9. Op basis van deze analyse is geconcludeerd dat een gedeelte van [15 % – 30%] van de fiscale kwalificerende operationele winst van Y wordt toegerekend aan artikel 12b van de Wet Vpb. De resterende operationele winst ter grootte van [70% – 85%] is toerekenbaar aan de overige kernfuncties (strategische) Marketing & Sales, Consultancy & Implementatie en Corporate Excellence. Deze winst wordt belast tegen het reguliere tarief.
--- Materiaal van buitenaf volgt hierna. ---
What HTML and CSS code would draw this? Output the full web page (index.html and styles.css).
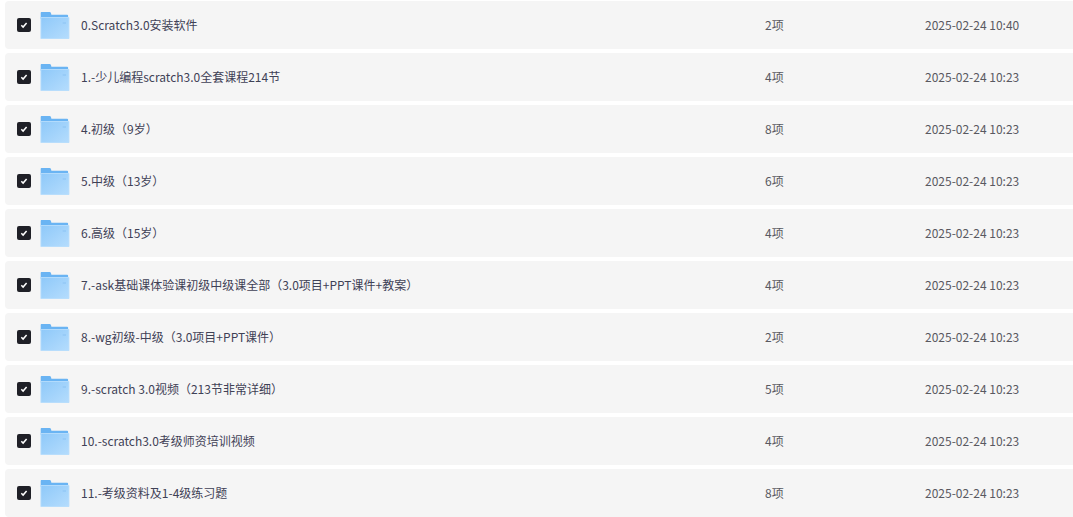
FILE: index.html
```html
<!DOCTYPE html>
<html lang="zh-CN">
<head>
    <meta charset="UTF-8">
    <title>文件列表</title>
    <link rel="stylesheet" href="styles.css">
</head>
<body>
    <svg class="defs" width="0" height="0">
        <defs>
            <linearGradient id="folderFront" x1="0" y1="0" x2="1" y2="1">
                <stop offset="0" stop-color="#8fc9f9"/>
                <stop offset="1" stop-color="#b4dcfd"/>
            </linearGradient>
            <symbol id="folder" viewBox="0 0 30 30">
                <path d="M0.700 3C0.700 2.400 1.100 2 1.700 2H9.600C10.200 2 10.600 2.300 10.900 2.800L11.400 4.700H27.200C27.700 4.700 28.100 5.100 28.100 5.600V9H0.700Z" fill="#6ab4f3"/>
                <path d="M0.400 7H28.400C29 7 29.400 7.400 29.400 8V28C29.400 28.600 29 29 28.400 29H1.400C0.800 29 0.400 28.600 0.400 28Z" fill="#b9defc"/>
                <path d="M1.300 7.800H28.500V28.100H1.300Z" fill="url(#folderFront)"/>
                <rect x="22.700" y="12" width="3.300" height="2" fill="#97cbf7"/>
            </symbol>
            <symbol id="check" viewBox="0 0 14 14">
                <path d="M4.300 7.300L6.100 9.100L9.600 5" fill="none" stroke="#fff" stroke-width="1.500"/>
            </symbol>
        </defs>
    </svg>

    <div class="file-list">
        <div class="file-row">
            <span class="checkbox"><svg width="14" height="14"><use href="#check"/></svg></span>
            <svg class="folder-icon" width="30" height="30"><use href="#folder"/></svg>
            <span class="file-name">0.Scratch3.0安装软件</span>
            <span class="file-count">2项</span>
            <span class="file-date">2025-02-24 10:40</span>
        </div>
        <div class="file-row">
            <span class="checkbox"><svg width="14" height="14"><use href="#check"/></svg></span>
            <svg class="folder-icon" width="30" height="30"><use href="#folder"/></svg>
            <span class="file-name">1.-少儿编程scratch3.0全套课程214节</span>
            <span class="file-count">4项</span>
            <span class="file-date">2025-02-24 10:23</span>
        </div>
        <div class="file-row">
            <span class="checkbox"><svg width="14" height="14"><use href="#check"/></svg></span>
            <svg class="folder-icon" width="30" height="30"><use href="#folder"/></svg>
            <span class="file-name">4.初级（9岁）</span>
            <span class="file-count">8项</span>
            <span class="file-date">2025-02-24 10:23</span>
        </div>
        <div class="file-row">
            <span class="checkbox"><svg width="14" height="14"><use href="#check"/></svg></span>
            <svg class="folder-icon" width="30" height="30"><use href="#folder"/></svg>
            <span class="file-name">5.中级（13岁）</span>
            <span class="file-count">6项</span>
            <span class="file-date">2025-02-24 10:23</span>
        </div>
        <div class="file-row">
            <span class="checkbox"><svg width="14" height="14"><use href="#check"/></svg></span>
            <svg class="folder-icon" width="30" height="30"><use href="#folder"/></svg>
            <span class="file-name">6.高级（15岁）</span>
            <span class="file-count">4项</span>
            <span class="file-date">2025-02-24 10:23</span>
        </div>
        <div class="file-row">
            <span class="checkbox"><svg width="14" height="14"><use href="#check"/></svg></span>
            <svg class="folder-icon" width="30" height="30"><use href="#folder"/></svg>
            <span class="file-name">7.-ask基础课体验课初级中级课全部（3.0项目+PPT课件+教案）</span>
            <span class="file-count">4项</span>
            <span class="file-date">2025-02-24 10:23</span>
        </div>
        <div class="file-row">
            <span class="checkbox"><svg width="14" height="14"><use href="#check"/></svg></span>
            <svg class="folder-icon" width="30" height="30"><use href="#folder"/></svg>
            <span class="file-name">8.-wg初级-中级（3.0项目+PPT课件）</span>
            <span class="file-count">2项</span>
            <span class="file-date">2025-02-24 10:23</span>
        </div>
        <div class="file-row">
            <span class="checkbox"><svg width="14" height="14"><use href="#check"/></svg></span>
            <svg class="folder-icon" width="30" height="30"><use href="#folder"/></svg>
            <span class="file-name">9.-scratch 3.0视频（213节非常详细）</span>
            <span class="file-count">5项</span>
            <span class="file-date">2025-02-24 10:23</span>
        </div>
        <div class="file-row">
            <span class="checkbox"><svg width="14" height="14"><use href="#check"/></svg></span>
            <svg class="folder-icon" width="30" height="30"><use href="#folder"/></svg>
            <span class="file-name">10.-scratch3.0考级师资培训视频</span>
            <span class="file-count">4项</span>
            <span class="file-date">2025-02-24 10:23</span>
        </div>
        <div class="file-row">
            <span class="checkbox"><svg width="14" height="14"><use href="#check"/></svg></span>
            <svg class="folder-icon" width="30" height="30"><use href="#folder"/></svg>
            <span class="file-name">11.-考级资料及1-4级练习题</span>
            <span class="file-count">8项</span>
            <span class="file-date">2025-02-24 10:23</span>
        </div>
    </div>
</body>
</html>
```

FILE: styles.css
```css
html, body {
    height: 517px;
    overflow: hidden;
}

body {
    margin: 0;
    background-color: #fff;
    font-family: "Noto Sans CJK SC", "Noto Sans", sans-serif;
    font-size: 12px;
    color: #595961;
}

.defs {
    display: block;
    height: 0;
}

.file-list {
    display: flex;
    flex-direction: column;
    gap: 4px;
    padding: 1px 0 0 5px;
}

.file-row {
    display: flex;
    align-items: center;
    height: 48px;
    flex-shrink: 0;
    padding-left: 12px;
    background-color: #f5f5f5;
    border-radius: 4px 0 0 4px;
}

.checkbox {
    display: flex;
    width: 14px;
    height: 14px;
    flex-shrink: 0;
    background-color: #1f2027;
    border-radius: 2px;
}

.folder-icon {
    flex-shrink: 0;
    margin-left: 9px;
}

.file-name {
    width: 684px;
    flex-shrink: 0;
    margin-left: 11px;
    padding-bottom: 2px;
    color: #3f4156;
}

.file-count {
    width: 160px;
    flex-shrink: 0;
    padding-bottom: 2px;
}

.file-date {
    padding-bottom: 2px;
}
```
10. Er is sprake van uitbestede R&D-werkzaamheden als bedoeld in artikel 12bb van de Wet Vpb aan een buitenlandse groepsmaatschappij die kan worden aangemerkt als v erbonden lichaam. Omdat de Innovatiebox op niveau van de EBIT van de fiscale eenheid wordt toegepast wordt de Nexuscorrectie ook op dat aggregatieniveau berekend. Dit breukdeel is voor het eerste jaar van deze afspraak en de vier boekjaren jaren voorafgaand aan het boekjaar dat aanvangt op of na 1 januari 2018, met inachtneming van artikel 34d, leden 3 en 4, van de Wet Vpb 1969, vastgesteld op [0,26-0,50]. Er is overigens geen sprake van gekochte immateriële activa.
11. Voor de toepassing van het overgangsrecht van artikel 34d Wet Vpb wordt een uitgroei gehanteerd voor de toepassing van artikel 12b Wet Vpb, zoals dat artikel luidde op 31 december 2016, en wordt een ingroei gehanteerd voor de toepassing van artikel 12b Wet Vpb, zoals dat artikel luidt met ingang van 1 januari
2017. Achtergrond van deze ingroei is de aanwezigheid van voordelen welke toerekenbaar zijn aan immateriële activa die zijn voortgebracht voor 1 juli 2016 (het tijdstip van inwerkingtreding van artikel 12b t/m 12bg en 34d van de Wet Vpb). De ingroei is een afspiegeling van de mate waarin de voortgebrachte kwalificerende immateriële activa aan de winst gaan bijdragen en is afgeleid van de economische levensduur van deze activa van [1 –3] jaar.

Conclusie

De Belastingdienst is in het vooroverleg tot de conclusie gekomen dat aan de eisen voor de gevraagde toepassing van de Innovatiebox is voldaan. Er is overeenstemming bereikt over de toepassing van de Innovatiebox. Dit is vastgelegd in een vaststellingsovereenkomst over een looptijd van 1 januari 2019 tot en met 31 december 2022 en is van overeenkomstige toepassing in het jaar 2018, waarvoor de aangifte Vennootschapsbelasting reeds is ingediend.